The Hotsprings data set is the collection of hot spring locations in the continental United States. Again, along with the latitude and longitude of each hot spring, the data include other attributes, such as its temperature and popular name. The following DATA step reads the data and creates the data set Hotsprings:

data hotsprings;
  length Type $ 10;
  infile "" url;
  input Latitude 1-6 Longitude 8-15 TemperatureFarenheit $ 17-19
        TemperatureCelsius $ 21-23;
  Type = "hotspring";

You can view both of the data sets as spatial point patterns that are given in spherical coordinates. To explore whether the locations of hot springs and earthquakes are correlated, you first merge the two data sets into a single marked spatial point pattern, with a type variable to denote an earthquake, explosion, landslide, or hot spring, as shown in the following code.

data QuakesAndSprings;
   set earthquakes hotsprings;
   where (type in ('hotspring','earthquake'));

The combined data set, QuakesAndSprings, contains locations in spherical coordinates, given as Longitude and Latitude. You can use the GPROJECT procedure in SAS/GRAPH® to transform these spherical coordinates to projected coordinates. PROC GPROJECT requires that the data have an identification variable and that the spherical coordinates be named X and Y, respectively. The following statements prepare the data, apply PROC GPROJECT, and then prepare the resulting projected data for analysis by PROC SPP:

data GProjectIn;
   set QuakesAndSprings;
   ID = _N_;
   rename latitude=y longitude=x;

proc gproject data=GProjectIn out=GProjectOut degrees;
   id ID;

data GProjectOut;
   set GProjectOut;
   format _character_;
   informat _character_;

The resulting data set, GProjectOut, contains the data in projected coordinates. In this form, you can use the projected data with PROC SPP to analyze the relationship between earthquakes and hot springs by using the following statements

 ods graphics on;
 proc spp data=GProjectOut plots(unpack)=(all observ(attr=mark));
    process p = (X,Y / mark=type)
                / G cross=types('hotspring','earthquake') maxdist=max;

Figure 1: Projected locations of earthquakes and hot springs

Projected locations of earthquakes and hot springs

Figure 1 shows the locations of earthquakes, hot springs, landslides and explosions of different kinds.

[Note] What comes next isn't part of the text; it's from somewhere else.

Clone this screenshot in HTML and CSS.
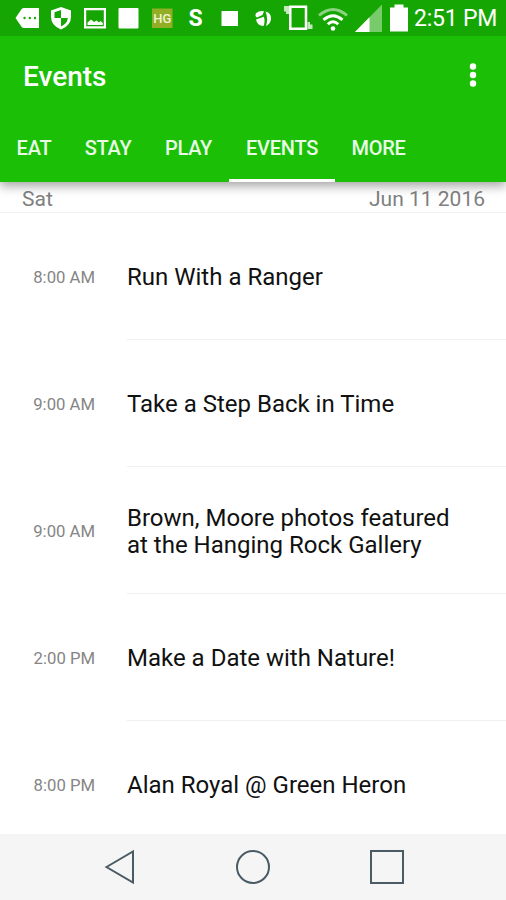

Figure 2: Cross G-function between Hot Spring and Earthquake

Cross G-function between Hot Spring and Earthquake

Figure 2 shows the plot of the edge-corrected cross G-function computed between earthquakes and hot springs. The blue line, which represents the empirical cross G-function, is far above the dashed red line. The confidence interval of the cross G-function is shown by the blue band around the blue line, also does not intersect with the dashed red line. This suggests that earthquakes are indeed clustered around hot spring locations.